In September 1947, the 'Southeast Asian Liga', a connection of anti-colonial and anti-imperial organizations of Thailand, Burma, Vietnam, Malaya, Laos, Cambodia, the Philippines and Indonesia, was founded by Pridi and the Vietnamese Tran Van Giaus in Bangkok. The forces behind had fought against the Japanese occupation, which covered between 1942 and 1945 the whole of Southeast Asia, and they continued now to fight against the reestablishment of western colonialism in the world region. Since these forces were partially communist, like in former French Indochina, Pridi's political opponents, particularly the Thai army leadership, blamed him of supporting communism and planning to turn Thailand and Southeast Asia into a pro-Sowjet alliance.

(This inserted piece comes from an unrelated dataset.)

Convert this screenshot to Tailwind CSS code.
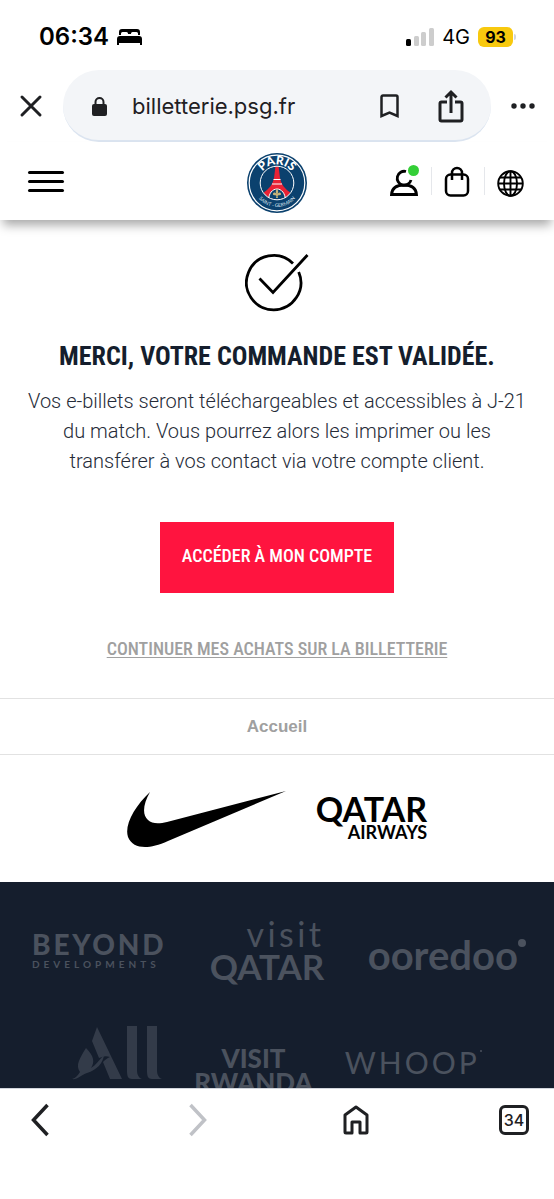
<!DOCTYPE html>
<html lang="fr">
<head>
    <meta charset="UTF-8">
    <meta name="viewport" content="width=device-width, initial-scale=1.0">
    <title>Billetterie PSG - Commande validée</title>
    <script src="https://cdn.jsdelivr.net/npm/@tailwindcss/browser@4"></script>
</head>
<body class="flex h-screen flex-col overflow-hidden bg-white font-['Inter','Liberation_Sans',sans-serif] text-[#1f2023]">

    <!-- Status bar -->
    <div class="flex h-[70px] shrink-0 items-center justify-between pt-1 pr-[38px] pl-[39px] text-black">
        <div class="flex items-center gap-2">
            <span class="text-2xl font-semibold">06:34</span>
            <svg class="h-[18px] w-[25px]" viewBox="0 0 25 18" fill="currentColor" aria-hidden="true">
                <path d="M2 7V4a3 3 0 0 1 3-3h15a3 3 0 0 1 3 3v3h-2V5.500a1.500 1.500 0 0 0-1.500-1.500h-4A1.500 1.500 0 0 0 14 5.500V6h-3v-.5A1.500 1.500 0 0 0 9.500 4h-4A1.500 1.500 0 0 0 4 5.500V7z"/>
                <path d="M3 8h19a3 3 0 0 1 3 3v6h-2v-2H2v2H0v-6a3 3 0 0 1 3-3z"/>
            </svg>
        </div>
        <div class="flex items-center">
            <svg class="h-[18px] w-7" viewBox="0 0 28 18" aria-hidden="true">
                <rect x="0" y="11" width="5" height="7" rx="1.500" fill="#000"/>
                <rect x="8" y="8" width="5" height="10" rx="1.500" fill="#cdcdcd"/>
                <rect x="15" y="4" width="5" height="14" rx="1.500" fill="#cdcdcd"/>
                <rect x="23" y="0" width="5" height="18" rx="1.500" fill="#cdcdcd"/>
            </svg>
            <span class="ml-2 text-xl">4G</span>
            <span class="ml-2 flex h-5 w-[35px] items-center justify-center rounded-md bg-[#f8c90e] text-base font-bold">93</span>
            <span class="ml-px h-1.5 w-0.5 rounded-r bg-gray-300"></span>
        </div>
    </div>

    <!-- Browser toolbar -->
    <div class="flex shrink-0 items-center">
        <button type="button" aria-label="Fermer" class="flex w-[63px] justify-center pr-0.5">
            <svg class="h-6 w-6" viewBox="0 0 24 24" fill="none" stroke="currentColor" stroke-width="3" stroke-linecap="round" aria-hidden="true">
                <path d="M3 3l18 18M21 3L3 21"/>
            </svg>
        </button>
        <div class="flex h-[72px] flex-1 items-center overflow-hidden rounded-full border-b-2 border-[#dbe4f0] bg-[#f3f5f8] pt-0.5 pr-[27px] pl-7">
            <svg class="h-[19px] w-[17px]" viewBox="0 0 17 19" aria-hidden="true">
                <rect x="1" y="7" width="15" height="12" rx="2" fill="currentColor"/>
                <path d="M4.500 8V5a4 4 0 0 1 8 0v3" fill="none" stroke="currentColor" stroke-width="2"/>
            </svg>
            <span class="ml-6 flex-1 text-[22px]">billetterie.psg.fr</span>
            <button type="button" aria-label="Ajouter aux favoris">
                <svg class="h-6 w-[19px]" viewBox="0 0 19 24" fill="none" stroke="currentColor" stroke-width="2.500" aria-hidden="true">
                    <path d="M1.500 22V3a1.500 1.500 0 0 1 1.500-1.500h13a1.500 1.500 0 0 1 1.500 1.500v19l-8-3.500z"/>
                </svg>
            </button>
            <button type="button" aria-label="Partager" class="ml-[39px]">
                <svg class="h-[34px] w-[26px]" viewBox="0 0 26 34" fill="none" stroke="currentColor" stroke-width="3" aria-hidden="true">
                    <path d="M9 13H3.500A1.500 1.500 0 0 0 2 14.500v16A1.500 1.500 0 0 0 3.500 32h19a1.500 1.500 0 0 0 1.500-1.500v-16a1.500 1.500 0 0 0-1.500-1.500H17M13 24V3M7.500 8.500L13 3l5.500 5.500"/>
                </svg>
            </button>
        </div>
        <button type="button" aria-label="Plus d'options" class="flex w-[63px] justify-center">
            <svg class="h-1.5 w-6" viewBox="0 0 24 6" fill="currentColor" aria-hidden="true">
                <circle cx="3" cy="3" r="2.700"/><circle cx="12" cy="3" r="2.700"/><circle cx="21" cy="3" r="2.700"/>
            </svg>
        </button>
    </div>

    <!-- Site header -->
    <header class="z-10 grid h-[78px] shrink-0 grid-cols-[1fr_auto_1fr] items-center bg-white px-7 text-black shadow-[0_8px_10px_-3px_rgba(0,0,0,0.35)]">
        <button type="button" aria-label="Menu" class="flex w-9 flex-col gap-1.5">
            <span class="h-[3px] rounded-sm bg-black"></span>
            <span class="h-[3px] rounded-sm bg-black"></span>
            <span class="h-[3px] rounded-sm bg-black"></span>
        </button>
        <a href="#" aria-label="Paris Saint-Germain" class="mt-1">
            <svg class="h-[60px] w-[60px]" viewBox="0 0 60 60">
                <defs>
                    <path id="arc-top" d="M11.500 30a18.500 18.500 0 0 1 37 0"/>
                    <path id="arc-bottom" d="M6 30a24 24 0 0 0 48 0"/>
                    <clipPath id="disc"><circle cx="30" cy="30" r="16.500"/></clipPath>
                </defs>
                <circle cx="30" cy="30" r="30" fill="#0b416e"/>
                <circle cx="30" cy="30" r="27.800" fill="none" stroke="#fff" stroke-width="1.200"/>
                <g clip-path="url(#disc)">
                    <path d="M28.500 13h3l1.500 12c1.500 7 5 11 11 15l-6 8H22l-6-8c6-4 9.500-8 11-15z" fill="#e92235"/>
                    <path d="M26.500 26.500h7M25 31h10" stroke="#fff" stroke-width="1"/>
                    <path d="M21.500 48c0-16 17-16 17 0z" fill="#0b416e" stroke="#fff" stroke-width="1"/>
                </g>
                <circle cx="30" cy="30" r="16.800" fill="none" stroke="#fff" stroke-width="1"/>
                <path d="M30 36c-2 2-1 4-.5 5-1-2-3-2-3.500-.5s1 2 2 1.500l1.500 1-.5 2h2l-.5-2 1.500-1c1 .5 2.500 0 2-1.500s-2.500-1.500-3.500.5c.5-1 1.500-3-.5-5z" fill="#c7b278"/>
                <text fill="#fff" font-family="Lato, sans-serif" font-size="12" font-weight="900" text-anchor="middle"><textPath href="#arc-top" startOffset="50%">PARIS</textPath></text>
                <text fill="#dce6ee" font-family="Lato, sans-serif" font-size="5" text-anchor="middle"><textPath href="#arc-bottom" startOffset="50%">SAINT - GERMAIN</textPath></text>
            </svg>
        </a>
        <div class="flex items-center justify-end pr-0.5">
            <button type="button" aria-label="Mon compte" class="relative mt-1">
                <svg class="h-7 w-[30px]" viewBox="0 0 30 28" fill="none" stroke="#000" stroke-width="2.800" aria-hidden="true">
                    <path d="M17 2.500a7 7 0 1 0 5 8.500"/>
                    <path d="M2.500 25.500c.5-6 5-9.500 12.500-9.500s12 3.500 12.500 9.500z"/>
                </svg>
                <span class="absolute -top-1 right-0 h-[11px] w-[11px] rounded-full bg-[#34cf37]"></span>
            </button>
            <span class="mr-3 ml-3 h-7 w-px bg-gray-200"></span>
            <button type="button" aria-label="Panier">
                <svg class="h-[31px] w-[26px]" viewBox="0 0 26 31" fill="none" stroke="#000" stroke-width="2.500" aria-hidden="true">
                    <rect x="2" y="8.500" width="22" height="21" rx="4.500"/>
                    <path d="M8 14V7a5 5 0 0 1 10 0v7"/>
                </svg>
            </button>
            <span class="mr-3 ml-3.5 h-7 w-px bg-gray-200"></span>
            <button type="button" aria-label="Langue" class="mt-1">
                <svg class="h-[27px] w-[27px]" viewBox="0 0 27 27" fill="none" stroke="#000" stroke-width="1.900" aria-hidden="true">
                    <circle cx="13.500" cy="13.500" r="12.300"/>
                    <ellipse cx="13.500" cy="13.500" rx="6.500" ry="12.300"/>
                    <path d="M13.500 1v25M1 13.500h25M3 7.500h21M3 19.500h21"/>
                </svg>
            </button>
        </div>
    </header>

    <main class="flex-1 overflow-hidden">
        <section class="flex flex-col items-center px-7 pt-[33px] pb-[34px] text-center">
            <svg class="h-[59px] w-[64px]" viewBox="0 0 64 59" fill="none" stroke="#000" stroke-width="2.800" aria-hidden="true">
                <path d="M48 10.500A27.200 27.200 0 1 0 53.700 19"/>
                <path d="M14.500 25.500L28 39.500 62.500 2"/>
            </svg>
            <h1 class="mt-6 font-['Roboto_Condensed',sans-serif] text-[26px] leading-10 font-bold text-[#151e2d]">MERCI, VOTRE COMMANDE EST VALIDÉE.</h1>
            <p class="mt-2.5 font-['Roboto',sans-serif] text-xl leading-[30px] font-light text-[#252b38]">Vos e-billets seront téléchargeables et accessibles à J-21 du match. Vous pourrez alors les imprimer ou les transférer à vos contact via votre compte client.</p>
            <a href="#" class="mt-[46px] bg-[#ff143f] px-[22px] pt-[19px] pb-[22px] font-['Roboto_Condensed',sans-serif] text-lg leading-[30px] font-medium text-white">ACCÉDER À MON COMPTE</a>
            <a href="#" class="mt-[41px] font-['Roboto_Condensed',sans-serif] text-lg leading-[30px] font-medium text-[#a0a0a0] underline underline-offset-2">CONTINUER MES ACHATS SUR LA BILLETTERIE</a>
        </section>

        <nav class="border-y border-[#e2e2e2] py-[15px] text-center leading-6">
            <a href="#" class="font-['Liberation_Sans',sans-serif] text-[17px] font-bold text-[#a0a0a0]">Accueil</a>
        </nav>

        <!-- Main sponsors -->
        <div class="flex h-[127px] items-center justify-center gap-[30px] text-black">
            <svg class="h-14 w-[159px]" viewBox="0 0 159 56" fill="currentColor" role="img" aria-label="Nike">
                <path d="M159 0L41 50C32 54 24 56 18 56 10 56 4 53 1 46-3 34 8 15 23 1c-7 12-8 23-2 28 4 4 11 4 19 2z"/>
            </svg>
            <div class="flex flex-col items-end font-['Lato',sans-serif]">
                <span class="text-[34px] leading-[26px] font-bold">QATAR</span>
                <span class="text-lg leading-5 font-bold">AIRWAYS</span>
            </div>
        </div>

        <!-- Partners -->
        <footer class="bg-[#151e2d] pt-9 text-[#4b525e]">
            <div class="flex items-center justify-between pr-7 pl-8">
                <div class="font-['Lato',sans-serif]">
                    <div class="text-[28px] leading-7 font-black tracking-widest">BEYOND</div>
                    <div class="text-[10px] leading-3 font-bold tracking-[4px]">DEVELOPMENTS</div>
                </div>
                <div class="flex flex-col items-end font-['Lato',sans-serif]">
                    <span class="text-[34px] leading-8 tracking-widest">visit</span>
                    <span class="text-[35px] leading-8 font-bold">QATAR</span>
                </div>
                <div class="flex items-start pt-2.5">
                    <span class="font-['Lato',sans-serif] text-[40px] leading-10 font-bold">ooredoo</span>
                    <span class="mt-1 h-2 w-2 rounded-full bg-current"></span>
                </div>
            </div>
            <div class="mt-9 flex items-start justify-center gap-8">
                <svg class="mt-2 h-[55px] w-[90px] text-[#333b49]" viewBox="0 0 90 55" fill="currentColor" role="img" aria-label="All">
                    <path d="M25 1L50 53H38L31 36c2-2 4-4 7-5-5-2-8 0-11 1l-7-17z"/>
                    <path d="M14 22c8 8 9 14 5 20 5-3 8-8 13-13-1 8-7 15-17 18C9 49 5 54 0 53c4-1 6-4 8-7-5-7 0-14 6-24z"/>
                    <path d="M55 0h10v44c0 5 2 8 5 9H60c-4 0-5-3-5-8zM75 0h10v44c0 5 2 8 5 9H80c-4 0-5-3-5-8z"/>
                </svg>
                <div class="pt-7 text-center font-['Lato',sans-serif] text-[26px] leading-6 font-black">VISIT<br>RWANDA</div>
                <div class="flex items-start pt-7 font-['Lato',sans-serif] text-[30px] leading-8">
                    <span class="tracking-widest">WHOOP</span>
                    <span class="mt-1 h-0.5 w-0.5 rounded-full bg-current"></span>
                </div>
            </div>
        </footer>
    </main>

    <!-- Browser bottom bar -->
    <nav class="z-10 flex h-[111px] shrink-0 items-start justify-between border-t border-gray-300 bg-white px-[25px] pt-[14px]">
        <button type="button" aria-label="Précédent" class="flex w-[30px] justify-center">
            <svg class="h-[34px] w-[18px]" viewBox="0 0 18 34" fill="none" stroke="currentColor" stroke-width="3.500" aria-hidden="true"><path d="M16.500 2L2.500 17l14 15"/></svg>
        </button>
        <button type="button" aria-label="Suivant" disabled class="flex w-[30px] justify-center text-[#c0c2c7]">
            <svg class="h-[34px] w-[18px]" viewBox="0 0 18 34" fill="none" stroke="currentColor" stroke-width="3.500" aria-hidden="true"><path d="M1.500 2l14 15-14 15"/></svg>
        </button>
        <button type="button" aria-label="Accueil" class="flex w-[30px] justify-center">
            <svg class="h-[34px] w-[26px]" viewBox="0 0 26 34" fill="none" stroke="currentColor" stroke-width="3" stroke-linejoin="round" aria-hidden="true">
                <path d="M2 29V12L13 4l11 8v17a1 1 0 0 1-1 1h-6V19H9v11H3a1 1 0 0 1-1-1z"/>
            </svg>
        </button>
        <button type="button" aria-label="Onglets ouverts" class="mt-0.5 flex h-[30px] w-[30px] items-center justify-center rounded-md border-[3px] border-current text-base font-medium">34</button>
    </nav>
</body>
</html>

In November 1947 it came to another of the many Thai military coups, which brought Pridi finally out of power. Pridi himself, who now faced persecution, maybe long-term imprisonment or an assassination, was brought out of Thailand with the help of British and American diplomats. Pridi enjoyed for a time asylum in Britain. However, after the Cold War intensified, and with it the anti-communist politics of the western governments, Pridi became over the time a persona non grata, while the ruling Thai military, for the reason of their strict anti-communist attitude, was favoured by the west. It became a possibility that Britain would hand Pridi over to the Thai government. Pridi gained a diplomatic passport and managed to move to China, where he spent the next 21 years. Pridi's family, who had remained in Thailand, came under severe pressure of the authoritarian government and faced arrest for times; his son Pal was jailed for five years.
Pridi Banomyong went 1970 to France, where he died in 1983. In 2000, Pridi Banomyong was nominated as one of the great personalities of the 20th century by the UNESCO. Politicians like Pridi Banomyong, social and democratic, don't exist anymore in our sinister times. It's strange, but the mid 20th century was a time with much more progressive people, politicians and ideas as it is today.